• **Exercise goal**: Find how many lines hold the word "React" and give that number only.

• **Information provided**:
▽

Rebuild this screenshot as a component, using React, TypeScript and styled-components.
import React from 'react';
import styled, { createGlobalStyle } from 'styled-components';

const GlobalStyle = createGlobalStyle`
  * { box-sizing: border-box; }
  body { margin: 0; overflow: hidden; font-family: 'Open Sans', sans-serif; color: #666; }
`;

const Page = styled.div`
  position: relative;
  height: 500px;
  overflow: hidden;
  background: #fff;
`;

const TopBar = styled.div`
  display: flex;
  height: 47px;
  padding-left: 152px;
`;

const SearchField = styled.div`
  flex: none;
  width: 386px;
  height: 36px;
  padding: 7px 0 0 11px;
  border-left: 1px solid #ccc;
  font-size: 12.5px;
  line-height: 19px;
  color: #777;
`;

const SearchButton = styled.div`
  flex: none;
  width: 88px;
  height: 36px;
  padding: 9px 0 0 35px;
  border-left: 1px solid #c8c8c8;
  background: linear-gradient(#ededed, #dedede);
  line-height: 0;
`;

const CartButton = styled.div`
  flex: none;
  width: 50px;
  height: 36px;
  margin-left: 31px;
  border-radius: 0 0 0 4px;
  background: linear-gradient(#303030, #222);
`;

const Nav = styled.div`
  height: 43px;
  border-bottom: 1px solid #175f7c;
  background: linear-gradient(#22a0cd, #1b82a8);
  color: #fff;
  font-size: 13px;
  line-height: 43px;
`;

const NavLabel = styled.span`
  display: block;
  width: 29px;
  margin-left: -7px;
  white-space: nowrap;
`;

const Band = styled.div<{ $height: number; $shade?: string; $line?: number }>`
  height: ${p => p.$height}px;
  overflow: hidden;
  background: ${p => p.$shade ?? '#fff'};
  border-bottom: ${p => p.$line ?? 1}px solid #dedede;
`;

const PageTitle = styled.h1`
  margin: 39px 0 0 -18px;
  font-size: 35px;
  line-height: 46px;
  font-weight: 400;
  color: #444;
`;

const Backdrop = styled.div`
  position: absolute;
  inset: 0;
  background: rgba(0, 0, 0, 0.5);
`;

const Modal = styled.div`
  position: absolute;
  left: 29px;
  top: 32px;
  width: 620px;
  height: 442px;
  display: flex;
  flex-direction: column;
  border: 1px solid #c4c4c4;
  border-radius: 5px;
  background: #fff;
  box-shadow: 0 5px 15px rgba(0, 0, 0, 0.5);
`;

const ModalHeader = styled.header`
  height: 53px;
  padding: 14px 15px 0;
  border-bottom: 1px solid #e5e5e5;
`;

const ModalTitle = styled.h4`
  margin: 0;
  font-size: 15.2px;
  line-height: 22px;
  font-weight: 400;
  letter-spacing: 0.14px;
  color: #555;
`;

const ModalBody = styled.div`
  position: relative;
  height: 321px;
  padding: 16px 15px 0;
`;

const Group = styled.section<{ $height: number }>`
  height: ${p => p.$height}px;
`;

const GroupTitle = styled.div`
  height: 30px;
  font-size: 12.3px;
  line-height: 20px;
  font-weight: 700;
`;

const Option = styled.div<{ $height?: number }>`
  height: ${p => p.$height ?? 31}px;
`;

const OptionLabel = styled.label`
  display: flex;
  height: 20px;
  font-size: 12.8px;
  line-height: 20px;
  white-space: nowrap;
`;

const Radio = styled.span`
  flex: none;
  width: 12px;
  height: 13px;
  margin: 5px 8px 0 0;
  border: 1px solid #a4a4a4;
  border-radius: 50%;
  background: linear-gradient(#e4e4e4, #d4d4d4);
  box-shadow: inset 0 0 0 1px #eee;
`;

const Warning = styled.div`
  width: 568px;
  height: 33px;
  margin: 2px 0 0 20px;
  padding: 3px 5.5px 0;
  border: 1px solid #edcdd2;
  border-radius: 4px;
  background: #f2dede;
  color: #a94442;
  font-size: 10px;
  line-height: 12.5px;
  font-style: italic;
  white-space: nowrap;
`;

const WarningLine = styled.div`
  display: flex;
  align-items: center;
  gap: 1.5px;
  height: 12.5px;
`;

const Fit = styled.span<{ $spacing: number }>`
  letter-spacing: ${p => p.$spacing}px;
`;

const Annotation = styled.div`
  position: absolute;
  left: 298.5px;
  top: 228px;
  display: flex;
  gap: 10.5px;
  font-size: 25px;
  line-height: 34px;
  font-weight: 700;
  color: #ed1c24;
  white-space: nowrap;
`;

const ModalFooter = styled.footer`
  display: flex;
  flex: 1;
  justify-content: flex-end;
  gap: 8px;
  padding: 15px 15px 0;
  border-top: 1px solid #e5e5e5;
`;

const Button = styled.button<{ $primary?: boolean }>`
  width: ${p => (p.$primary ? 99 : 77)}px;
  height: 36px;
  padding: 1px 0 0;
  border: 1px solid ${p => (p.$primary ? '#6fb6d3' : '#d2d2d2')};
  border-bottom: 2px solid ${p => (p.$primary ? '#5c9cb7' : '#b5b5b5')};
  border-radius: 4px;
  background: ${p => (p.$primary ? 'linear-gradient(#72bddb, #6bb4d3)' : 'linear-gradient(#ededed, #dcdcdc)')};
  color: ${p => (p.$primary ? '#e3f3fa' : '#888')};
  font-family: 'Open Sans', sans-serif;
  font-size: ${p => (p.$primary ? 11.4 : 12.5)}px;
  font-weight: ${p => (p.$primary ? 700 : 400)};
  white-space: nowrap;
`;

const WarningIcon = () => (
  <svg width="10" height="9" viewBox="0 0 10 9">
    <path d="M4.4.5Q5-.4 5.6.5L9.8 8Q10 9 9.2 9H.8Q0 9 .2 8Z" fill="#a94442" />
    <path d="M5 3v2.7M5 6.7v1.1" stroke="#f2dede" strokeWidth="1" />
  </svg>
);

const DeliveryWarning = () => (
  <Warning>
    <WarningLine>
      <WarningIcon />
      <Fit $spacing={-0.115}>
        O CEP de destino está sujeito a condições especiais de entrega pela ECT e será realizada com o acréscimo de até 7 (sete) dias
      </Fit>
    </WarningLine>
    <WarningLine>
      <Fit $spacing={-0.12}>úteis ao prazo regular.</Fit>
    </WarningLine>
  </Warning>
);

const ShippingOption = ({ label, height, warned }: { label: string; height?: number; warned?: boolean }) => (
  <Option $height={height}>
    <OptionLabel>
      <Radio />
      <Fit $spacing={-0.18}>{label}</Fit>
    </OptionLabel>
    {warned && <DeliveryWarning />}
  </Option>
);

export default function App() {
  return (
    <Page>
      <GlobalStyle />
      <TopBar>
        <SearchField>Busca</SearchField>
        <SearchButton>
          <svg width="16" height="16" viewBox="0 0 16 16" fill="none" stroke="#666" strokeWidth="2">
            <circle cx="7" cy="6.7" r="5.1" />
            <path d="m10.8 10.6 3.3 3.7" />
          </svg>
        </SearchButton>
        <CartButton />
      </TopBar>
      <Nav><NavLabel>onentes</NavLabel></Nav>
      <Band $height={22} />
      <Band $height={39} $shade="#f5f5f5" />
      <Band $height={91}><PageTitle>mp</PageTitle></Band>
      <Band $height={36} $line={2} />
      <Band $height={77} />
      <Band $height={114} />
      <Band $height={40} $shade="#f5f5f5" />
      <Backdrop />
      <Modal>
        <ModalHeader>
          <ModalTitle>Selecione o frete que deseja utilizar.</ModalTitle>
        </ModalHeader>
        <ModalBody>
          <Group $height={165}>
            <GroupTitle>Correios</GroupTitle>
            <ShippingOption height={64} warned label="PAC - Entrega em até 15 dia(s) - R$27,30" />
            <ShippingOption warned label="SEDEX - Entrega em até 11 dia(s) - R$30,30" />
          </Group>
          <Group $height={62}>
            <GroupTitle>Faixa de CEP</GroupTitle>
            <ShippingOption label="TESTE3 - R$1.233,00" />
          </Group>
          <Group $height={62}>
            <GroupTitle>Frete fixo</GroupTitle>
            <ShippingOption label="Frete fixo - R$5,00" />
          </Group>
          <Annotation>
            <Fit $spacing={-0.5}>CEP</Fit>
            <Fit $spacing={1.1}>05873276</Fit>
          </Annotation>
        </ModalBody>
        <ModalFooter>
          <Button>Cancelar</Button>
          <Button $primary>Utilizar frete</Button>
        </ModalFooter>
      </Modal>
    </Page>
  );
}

△

• **Response for this exercise**: 2